**Exercise instructions**
Give again only the lines running from the one with "Generate a component" through the one with "import React from", inclusive. Omit every picture.

**Supplied entries**
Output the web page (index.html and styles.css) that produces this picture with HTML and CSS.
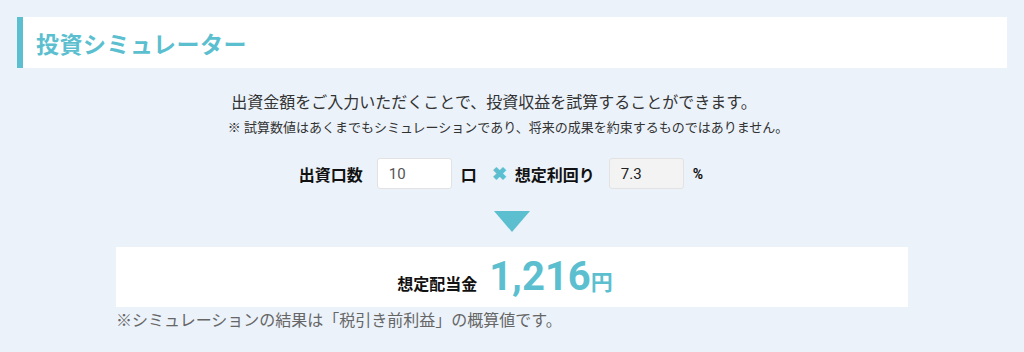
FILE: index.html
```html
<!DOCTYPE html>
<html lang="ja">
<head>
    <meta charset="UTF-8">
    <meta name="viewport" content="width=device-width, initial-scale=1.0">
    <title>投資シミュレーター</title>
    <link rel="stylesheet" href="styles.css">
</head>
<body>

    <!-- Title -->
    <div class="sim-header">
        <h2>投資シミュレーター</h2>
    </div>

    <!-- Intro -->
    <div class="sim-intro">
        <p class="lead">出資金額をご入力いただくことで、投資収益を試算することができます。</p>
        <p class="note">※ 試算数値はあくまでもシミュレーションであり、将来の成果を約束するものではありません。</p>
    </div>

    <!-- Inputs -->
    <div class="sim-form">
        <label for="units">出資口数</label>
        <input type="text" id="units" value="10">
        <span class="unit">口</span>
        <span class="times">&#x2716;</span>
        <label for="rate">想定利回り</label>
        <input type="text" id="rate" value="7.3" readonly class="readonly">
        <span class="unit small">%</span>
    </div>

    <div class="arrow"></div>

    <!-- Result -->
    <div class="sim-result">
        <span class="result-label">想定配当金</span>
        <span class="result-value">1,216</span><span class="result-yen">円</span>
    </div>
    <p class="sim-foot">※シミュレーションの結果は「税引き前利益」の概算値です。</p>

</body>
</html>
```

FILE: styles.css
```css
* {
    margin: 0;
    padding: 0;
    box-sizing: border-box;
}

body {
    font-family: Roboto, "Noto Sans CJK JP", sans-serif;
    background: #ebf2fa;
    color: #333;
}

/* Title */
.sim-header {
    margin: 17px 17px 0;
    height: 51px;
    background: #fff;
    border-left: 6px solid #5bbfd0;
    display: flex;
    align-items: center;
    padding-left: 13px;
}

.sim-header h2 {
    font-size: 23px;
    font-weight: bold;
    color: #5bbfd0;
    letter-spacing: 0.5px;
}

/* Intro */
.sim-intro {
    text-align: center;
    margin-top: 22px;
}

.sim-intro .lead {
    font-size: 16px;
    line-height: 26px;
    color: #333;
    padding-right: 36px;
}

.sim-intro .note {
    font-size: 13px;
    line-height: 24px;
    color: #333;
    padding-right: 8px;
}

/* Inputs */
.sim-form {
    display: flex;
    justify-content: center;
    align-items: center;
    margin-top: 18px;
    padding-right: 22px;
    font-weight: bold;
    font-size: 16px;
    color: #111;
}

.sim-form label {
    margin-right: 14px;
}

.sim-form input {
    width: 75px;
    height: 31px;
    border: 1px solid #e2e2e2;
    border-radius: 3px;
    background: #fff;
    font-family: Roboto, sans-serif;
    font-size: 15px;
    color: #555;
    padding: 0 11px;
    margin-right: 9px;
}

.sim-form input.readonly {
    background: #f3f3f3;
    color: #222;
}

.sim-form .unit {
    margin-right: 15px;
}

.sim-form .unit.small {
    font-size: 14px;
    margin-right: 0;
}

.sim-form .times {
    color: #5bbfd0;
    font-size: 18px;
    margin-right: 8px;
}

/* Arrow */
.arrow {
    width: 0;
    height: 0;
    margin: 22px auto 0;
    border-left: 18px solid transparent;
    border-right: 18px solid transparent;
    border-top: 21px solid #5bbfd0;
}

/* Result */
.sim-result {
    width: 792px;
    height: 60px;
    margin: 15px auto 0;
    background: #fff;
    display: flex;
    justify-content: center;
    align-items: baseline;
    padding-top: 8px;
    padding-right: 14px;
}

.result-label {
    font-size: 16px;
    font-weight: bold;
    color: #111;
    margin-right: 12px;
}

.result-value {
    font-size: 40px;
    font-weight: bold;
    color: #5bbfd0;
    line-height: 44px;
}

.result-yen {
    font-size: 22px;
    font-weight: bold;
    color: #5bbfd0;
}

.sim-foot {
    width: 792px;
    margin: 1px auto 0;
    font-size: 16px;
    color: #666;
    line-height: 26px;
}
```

* * *

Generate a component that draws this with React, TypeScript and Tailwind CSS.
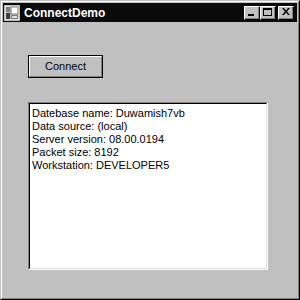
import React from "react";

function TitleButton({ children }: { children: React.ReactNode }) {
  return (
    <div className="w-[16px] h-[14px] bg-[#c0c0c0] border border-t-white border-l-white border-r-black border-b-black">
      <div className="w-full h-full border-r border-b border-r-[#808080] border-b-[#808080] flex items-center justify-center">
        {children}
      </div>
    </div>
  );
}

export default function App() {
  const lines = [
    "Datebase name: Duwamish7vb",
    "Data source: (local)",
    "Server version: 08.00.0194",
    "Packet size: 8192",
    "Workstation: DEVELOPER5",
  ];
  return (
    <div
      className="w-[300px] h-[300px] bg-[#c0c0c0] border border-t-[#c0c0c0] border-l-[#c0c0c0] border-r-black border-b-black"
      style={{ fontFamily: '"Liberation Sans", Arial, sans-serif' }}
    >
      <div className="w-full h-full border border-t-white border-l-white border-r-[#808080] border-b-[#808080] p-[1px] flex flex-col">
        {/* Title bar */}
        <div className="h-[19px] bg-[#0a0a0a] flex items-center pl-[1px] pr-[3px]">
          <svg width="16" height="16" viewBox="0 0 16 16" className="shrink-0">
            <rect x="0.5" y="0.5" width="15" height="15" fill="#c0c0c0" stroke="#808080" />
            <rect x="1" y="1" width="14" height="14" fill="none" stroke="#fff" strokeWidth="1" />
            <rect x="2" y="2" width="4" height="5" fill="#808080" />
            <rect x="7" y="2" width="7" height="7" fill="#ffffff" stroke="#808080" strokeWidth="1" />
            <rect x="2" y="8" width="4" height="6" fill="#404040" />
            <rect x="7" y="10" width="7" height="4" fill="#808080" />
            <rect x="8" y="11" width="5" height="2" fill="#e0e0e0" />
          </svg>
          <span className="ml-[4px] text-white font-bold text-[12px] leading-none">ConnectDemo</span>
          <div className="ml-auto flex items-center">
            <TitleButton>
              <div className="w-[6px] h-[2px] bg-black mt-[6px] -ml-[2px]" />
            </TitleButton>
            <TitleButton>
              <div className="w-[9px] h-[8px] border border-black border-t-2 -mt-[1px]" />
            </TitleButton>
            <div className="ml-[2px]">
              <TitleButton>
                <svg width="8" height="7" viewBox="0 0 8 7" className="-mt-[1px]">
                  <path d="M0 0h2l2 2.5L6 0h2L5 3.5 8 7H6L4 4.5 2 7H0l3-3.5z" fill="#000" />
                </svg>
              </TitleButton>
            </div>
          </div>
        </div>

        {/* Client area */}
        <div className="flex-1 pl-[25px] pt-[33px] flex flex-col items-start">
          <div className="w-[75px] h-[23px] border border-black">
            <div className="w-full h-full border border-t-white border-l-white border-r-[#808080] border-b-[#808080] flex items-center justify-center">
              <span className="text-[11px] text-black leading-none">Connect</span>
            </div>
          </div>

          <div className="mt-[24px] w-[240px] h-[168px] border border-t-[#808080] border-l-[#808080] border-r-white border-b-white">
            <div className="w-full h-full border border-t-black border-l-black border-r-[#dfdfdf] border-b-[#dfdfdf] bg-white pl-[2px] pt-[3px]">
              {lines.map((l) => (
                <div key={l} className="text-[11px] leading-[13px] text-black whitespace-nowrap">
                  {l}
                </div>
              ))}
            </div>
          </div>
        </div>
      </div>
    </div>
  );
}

--

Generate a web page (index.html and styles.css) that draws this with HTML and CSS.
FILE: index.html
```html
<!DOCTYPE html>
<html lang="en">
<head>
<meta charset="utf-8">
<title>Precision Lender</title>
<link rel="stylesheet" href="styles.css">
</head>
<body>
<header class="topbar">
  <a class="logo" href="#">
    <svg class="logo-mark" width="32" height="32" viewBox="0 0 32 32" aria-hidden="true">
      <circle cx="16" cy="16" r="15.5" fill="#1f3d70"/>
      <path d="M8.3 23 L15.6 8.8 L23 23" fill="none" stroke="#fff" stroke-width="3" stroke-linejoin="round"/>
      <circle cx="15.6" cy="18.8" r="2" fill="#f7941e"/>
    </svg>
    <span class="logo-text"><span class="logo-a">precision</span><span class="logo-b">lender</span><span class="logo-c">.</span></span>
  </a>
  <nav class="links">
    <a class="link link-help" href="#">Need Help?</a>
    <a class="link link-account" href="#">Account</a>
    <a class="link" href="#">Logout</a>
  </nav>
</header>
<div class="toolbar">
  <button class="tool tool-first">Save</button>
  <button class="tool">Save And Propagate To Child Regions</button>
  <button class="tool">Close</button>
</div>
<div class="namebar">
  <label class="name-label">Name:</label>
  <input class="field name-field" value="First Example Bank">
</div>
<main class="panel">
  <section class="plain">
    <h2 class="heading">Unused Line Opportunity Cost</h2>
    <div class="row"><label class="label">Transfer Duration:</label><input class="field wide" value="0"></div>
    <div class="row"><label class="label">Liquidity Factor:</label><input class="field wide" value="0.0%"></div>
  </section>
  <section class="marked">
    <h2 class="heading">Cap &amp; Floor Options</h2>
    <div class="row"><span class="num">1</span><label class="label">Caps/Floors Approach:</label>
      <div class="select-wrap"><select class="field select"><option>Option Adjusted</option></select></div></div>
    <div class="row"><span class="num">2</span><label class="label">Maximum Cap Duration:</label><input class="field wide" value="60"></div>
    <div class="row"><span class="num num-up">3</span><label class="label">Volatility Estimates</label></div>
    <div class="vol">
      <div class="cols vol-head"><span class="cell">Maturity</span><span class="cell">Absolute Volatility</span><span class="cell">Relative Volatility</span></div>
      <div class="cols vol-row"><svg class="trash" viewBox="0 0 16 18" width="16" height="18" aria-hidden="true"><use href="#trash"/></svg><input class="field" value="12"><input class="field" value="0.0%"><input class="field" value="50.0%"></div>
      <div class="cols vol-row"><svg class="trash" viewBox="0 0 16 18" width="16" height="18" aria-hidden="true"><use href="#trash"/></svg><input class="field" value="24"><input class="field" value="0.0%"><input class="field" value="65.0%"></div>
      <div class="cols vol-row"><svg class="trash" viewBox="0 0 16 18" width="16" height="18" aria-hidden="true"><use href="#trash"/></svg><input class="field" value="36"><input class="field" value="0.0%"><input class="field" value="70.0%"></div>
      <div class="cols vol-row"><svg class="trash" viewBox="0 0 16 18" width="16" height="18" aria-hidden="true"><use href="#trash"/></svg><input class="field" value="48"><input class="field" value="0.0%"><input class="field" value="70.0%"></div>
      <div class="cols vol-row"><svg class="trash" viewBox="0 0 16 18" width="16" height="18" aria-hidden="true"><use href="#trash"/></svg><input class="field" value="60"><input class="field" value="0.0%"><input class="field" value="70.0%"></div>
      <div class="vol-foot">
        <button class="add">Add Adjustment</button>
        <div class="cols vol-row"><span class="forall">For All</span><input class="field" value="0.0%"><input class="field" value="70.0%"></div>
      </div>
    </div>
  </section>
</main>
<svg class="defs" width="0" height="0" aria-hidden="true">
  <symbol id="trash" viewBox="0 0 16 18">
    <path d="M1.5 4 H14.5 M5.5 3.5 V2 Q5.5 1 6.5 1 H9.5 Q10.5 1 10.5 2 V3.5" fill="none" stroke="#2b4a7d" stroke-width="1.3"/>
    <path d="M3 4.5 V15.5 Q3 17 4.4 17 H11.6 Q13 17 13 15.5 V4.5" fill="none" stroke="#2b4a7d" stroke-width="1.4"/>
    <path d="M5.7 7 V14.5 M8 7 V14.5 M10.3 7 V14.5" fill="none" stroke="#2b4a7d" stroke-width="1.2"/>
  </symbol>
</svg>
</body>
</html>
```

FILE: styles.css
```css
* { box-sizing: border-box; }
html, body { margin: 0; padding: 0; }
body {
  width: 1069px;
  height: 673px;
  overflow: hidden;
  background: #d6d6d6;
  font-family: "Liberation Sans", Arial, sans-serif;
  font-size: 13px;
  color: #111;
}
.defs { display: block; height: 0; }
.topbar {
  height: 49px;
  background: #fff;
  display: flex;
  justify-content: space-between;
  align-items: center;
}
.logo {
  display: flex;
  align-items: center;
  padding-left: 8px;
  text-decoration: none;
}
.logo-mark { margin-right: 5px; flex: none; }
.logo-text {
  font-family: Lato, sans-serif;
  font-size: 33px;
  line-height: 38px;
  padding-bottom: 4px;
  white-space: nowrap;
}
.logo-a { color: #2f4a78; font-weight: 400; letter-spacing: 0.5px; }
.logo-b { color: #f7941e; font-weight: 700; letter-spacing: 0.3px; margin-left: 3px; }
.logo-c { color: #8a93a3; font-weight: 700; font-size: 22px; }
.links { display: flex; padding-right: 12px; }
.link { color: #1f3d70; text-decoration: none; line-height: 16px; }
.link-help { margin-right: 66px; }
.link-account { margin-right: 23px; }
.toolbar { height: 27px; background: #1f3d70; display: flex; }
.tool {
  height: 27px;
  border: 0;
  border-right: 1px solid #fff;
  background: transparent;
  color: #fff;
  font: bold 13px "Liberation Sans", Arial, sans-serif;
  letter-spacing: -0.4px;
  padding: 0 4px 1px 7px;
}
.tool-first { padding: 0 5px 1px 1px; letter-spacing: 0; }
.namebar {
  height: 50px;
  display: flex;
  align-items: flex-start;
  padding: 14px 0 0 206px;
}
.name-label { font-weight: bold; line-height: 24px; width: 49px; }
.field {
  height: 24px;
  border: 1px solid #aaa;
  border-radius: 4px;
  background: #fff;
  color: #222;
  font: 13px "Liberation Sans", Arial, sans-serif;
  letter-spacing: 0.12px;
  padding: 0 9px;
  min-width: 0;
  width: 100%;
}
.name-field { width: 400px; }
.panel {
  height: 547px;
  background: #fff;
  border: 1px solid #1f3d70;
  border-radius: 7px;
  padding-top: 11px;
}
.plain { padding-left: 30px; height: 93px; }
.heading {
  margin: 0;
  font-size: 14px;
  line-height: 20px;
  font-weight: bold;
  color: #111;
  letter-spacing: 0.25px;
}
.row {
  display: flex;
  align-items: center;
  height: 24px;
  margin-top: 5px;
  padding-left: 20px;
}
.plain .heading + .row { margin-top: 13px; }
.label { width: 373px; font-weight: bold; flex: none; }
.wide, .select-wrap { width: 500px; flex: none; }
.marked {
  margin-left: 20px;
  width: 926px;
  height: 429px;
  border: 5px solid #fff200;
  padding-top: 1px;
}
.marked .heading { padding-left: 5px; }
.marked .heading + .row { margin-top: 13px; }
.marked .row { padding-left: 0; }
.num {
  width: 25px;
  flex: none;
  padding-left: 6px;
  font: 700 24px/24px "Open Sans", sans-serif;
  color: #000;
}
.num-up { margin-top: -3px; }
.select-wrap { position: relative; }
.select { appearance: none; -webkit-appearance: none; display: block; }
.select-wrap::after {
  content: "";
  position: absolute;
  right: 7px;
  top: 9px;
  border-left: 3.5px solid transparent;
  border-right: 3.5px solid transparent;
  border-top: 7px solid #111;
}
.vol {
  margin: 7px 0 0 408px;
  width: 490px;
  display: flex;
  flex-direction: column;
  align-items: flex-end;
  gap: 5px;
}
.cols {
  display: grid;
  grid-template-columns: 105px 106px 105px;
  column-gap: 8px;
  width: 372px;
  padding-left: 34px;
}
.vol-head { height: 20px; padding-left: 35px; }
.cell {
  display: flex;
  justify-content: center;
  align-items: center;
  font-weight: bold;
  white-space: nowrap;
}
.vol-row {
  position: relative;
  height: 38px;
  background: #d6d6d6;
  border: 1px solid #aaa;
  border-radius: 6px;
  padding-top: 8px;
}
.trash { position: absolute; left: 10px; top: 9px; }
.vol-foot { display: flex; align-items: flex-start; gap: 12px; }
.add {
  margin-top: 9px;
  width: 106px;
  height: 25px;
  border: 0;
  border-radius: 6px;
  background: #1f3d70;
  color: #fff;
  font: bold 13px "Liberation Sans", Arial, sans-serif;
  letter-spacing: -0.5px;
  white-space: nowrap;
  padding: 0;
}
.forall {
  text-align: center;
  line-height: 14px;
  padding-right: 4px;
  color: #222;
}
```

**Written answer**
Generate a component that draws this with React, TypeScript and Tailwind CSS.
import React from "react";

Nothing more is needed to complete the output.